◆ To be done ◆
Find the string "with" in the listing and report every line that has it.

◆ Available records ◆
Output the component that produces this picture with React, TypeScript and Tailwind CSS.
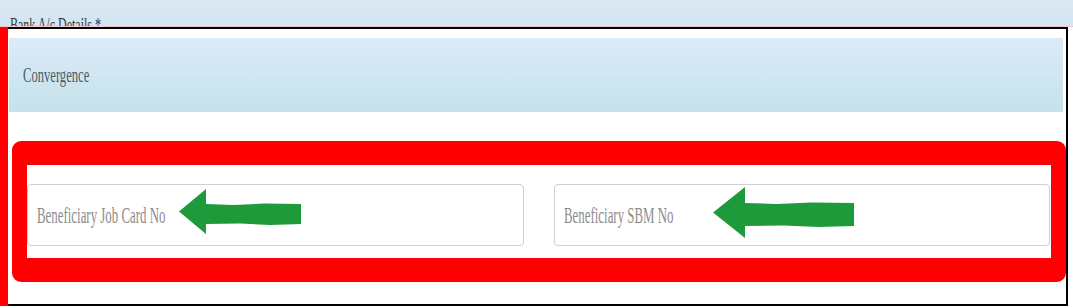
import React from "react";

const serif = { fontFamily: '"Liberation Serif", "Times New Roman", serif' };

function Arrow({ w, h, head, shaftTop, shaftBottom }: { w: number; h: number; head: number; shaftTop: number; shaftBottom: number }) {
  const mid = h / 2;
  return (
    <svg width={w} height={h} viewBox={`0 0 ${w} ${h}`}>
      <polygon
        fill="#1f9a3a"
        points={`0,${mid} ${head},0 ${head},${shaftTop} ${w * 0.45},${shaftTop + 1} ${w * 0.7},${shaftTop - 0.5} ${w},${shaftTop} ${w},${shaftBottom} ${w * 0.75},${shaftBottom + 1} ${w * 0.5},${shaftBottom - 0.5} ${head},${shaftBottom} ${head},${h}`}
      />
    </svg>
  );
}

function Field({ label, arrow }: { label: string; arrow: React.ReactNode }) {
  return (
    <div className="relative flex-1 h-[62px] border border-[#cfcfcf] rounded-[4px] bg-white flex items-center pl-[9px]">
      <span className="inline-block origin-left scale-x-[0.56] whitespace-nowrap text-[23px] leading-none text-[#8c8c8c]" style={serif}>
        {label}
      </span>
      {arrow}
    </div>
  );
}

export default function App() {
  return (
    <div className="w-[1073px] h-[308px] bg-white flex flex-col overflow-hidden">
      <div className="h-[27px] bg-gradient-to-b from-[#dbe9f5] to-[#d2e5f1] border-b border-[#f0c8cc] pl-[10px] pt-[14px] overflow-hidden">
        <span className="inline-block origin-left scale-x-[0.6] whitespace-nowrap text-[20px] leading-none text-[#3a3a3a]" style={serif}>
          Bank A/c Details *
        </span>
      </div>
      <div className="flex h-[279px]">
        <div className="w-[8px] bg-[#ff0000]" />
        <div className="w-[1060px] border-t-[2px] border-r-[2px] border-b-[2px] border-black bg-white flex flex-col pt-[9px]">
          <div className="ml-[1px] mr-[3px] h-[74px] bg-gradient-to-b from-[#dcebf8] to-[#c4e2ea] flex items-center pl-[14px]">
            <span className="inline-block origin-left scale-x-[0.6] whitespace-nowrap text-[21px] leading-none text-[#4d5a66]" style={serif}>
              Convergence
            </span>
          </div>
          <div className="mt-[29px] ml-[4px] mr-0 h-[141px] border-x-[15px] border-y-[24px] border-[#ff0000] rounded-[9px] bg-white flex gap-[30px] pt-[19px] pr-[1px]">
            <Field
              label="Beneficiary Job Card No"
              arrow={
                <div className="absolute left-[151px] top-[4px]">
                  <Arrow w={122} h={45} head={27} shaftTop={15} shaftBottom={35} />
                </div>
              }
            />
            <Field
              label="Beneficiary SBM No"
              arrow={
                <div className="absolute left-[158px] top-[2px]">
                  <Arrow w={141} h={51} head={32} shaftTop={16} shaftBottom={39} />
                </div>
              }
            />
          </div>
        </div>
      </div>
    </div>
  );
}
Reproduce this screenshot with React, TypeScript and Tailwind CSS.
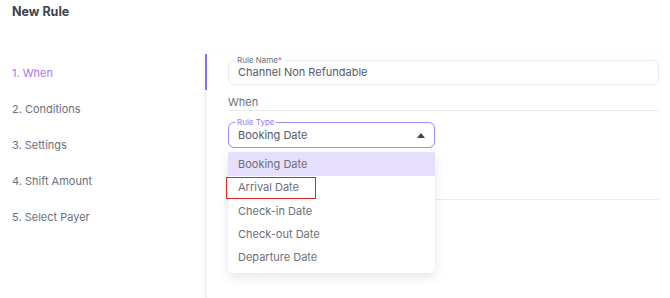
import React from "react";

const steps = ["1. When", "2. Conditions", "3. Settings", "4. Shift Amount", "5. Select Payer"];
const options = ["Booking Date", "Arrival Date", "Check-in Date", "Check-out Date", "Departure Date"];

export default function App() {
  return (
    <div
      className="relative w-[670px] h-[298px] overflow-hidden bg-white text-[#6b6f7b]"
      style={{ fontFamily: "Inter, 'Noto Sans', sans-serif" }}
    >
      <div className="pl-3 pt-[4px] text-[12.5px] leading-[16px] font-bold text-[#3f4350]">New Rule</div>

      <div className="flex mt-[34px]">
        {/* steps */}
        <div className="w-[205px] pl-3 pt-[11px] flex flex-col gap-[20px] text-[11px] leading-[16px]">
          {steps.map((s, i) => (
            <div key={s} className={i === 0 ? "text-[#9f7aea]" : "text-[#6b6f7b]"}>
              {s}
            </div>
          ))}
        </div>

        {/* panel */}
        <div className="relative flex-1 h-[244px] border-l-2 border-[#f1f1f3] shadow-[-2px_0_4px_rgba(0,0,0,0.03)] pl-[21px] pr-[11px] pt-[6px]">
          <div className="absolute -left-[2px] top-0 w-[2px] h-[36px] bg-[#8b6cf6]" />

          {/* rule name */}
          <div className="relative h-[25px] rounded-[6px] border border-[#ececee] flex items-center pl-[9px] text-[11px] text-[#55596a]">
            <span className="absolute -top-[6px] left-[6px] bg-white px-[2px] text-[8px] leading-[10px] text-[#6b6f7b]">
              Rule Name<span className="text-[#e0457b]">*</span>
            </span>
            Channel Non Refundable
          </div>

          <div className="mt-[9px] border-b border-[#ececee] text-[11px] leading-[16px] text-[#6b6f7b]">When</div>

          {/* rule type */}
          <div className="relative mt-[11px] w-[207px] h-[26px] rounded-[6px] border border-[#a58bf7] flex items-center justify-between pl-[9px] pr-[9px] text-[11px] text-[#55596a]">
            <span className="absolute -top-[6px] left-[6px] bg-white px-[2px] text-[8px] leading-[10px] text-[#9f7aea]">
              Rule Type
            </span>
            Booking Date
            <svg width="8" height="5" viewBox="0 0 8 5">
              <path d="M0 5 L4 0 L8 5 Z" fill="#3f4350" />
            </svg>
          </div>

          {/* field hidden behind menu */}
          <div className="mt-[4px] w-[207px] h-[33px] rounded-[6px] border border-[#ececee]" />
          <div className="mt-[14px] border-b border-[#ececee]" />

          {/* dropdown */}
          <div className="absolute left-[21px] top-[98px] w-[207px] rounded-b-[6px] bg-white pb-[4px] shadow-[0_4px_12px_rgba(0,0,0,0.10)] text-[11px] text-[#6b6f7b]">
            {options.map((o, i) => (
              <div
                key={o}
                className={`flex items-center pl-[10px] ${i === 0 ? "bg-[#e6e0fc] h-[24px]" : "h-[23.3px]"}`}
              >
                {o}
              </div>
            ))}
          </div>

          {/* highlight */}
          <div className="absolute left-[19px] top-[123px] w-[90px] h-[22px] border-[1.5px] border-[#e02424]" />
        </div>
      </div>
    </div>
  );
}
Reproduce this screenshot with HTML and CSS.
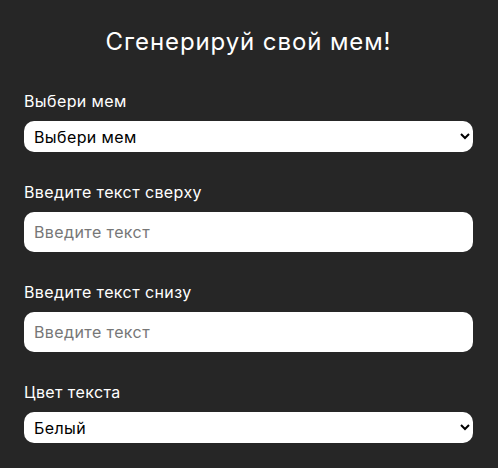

◆ Result of the task ◆
Output the component that produces this picture with React, TypeScript and Tailwind CSS.
Reproduce this screenshot with React, TypeScript and Tailwind CSS.
Reproduce this screenshot with HTML and CSS.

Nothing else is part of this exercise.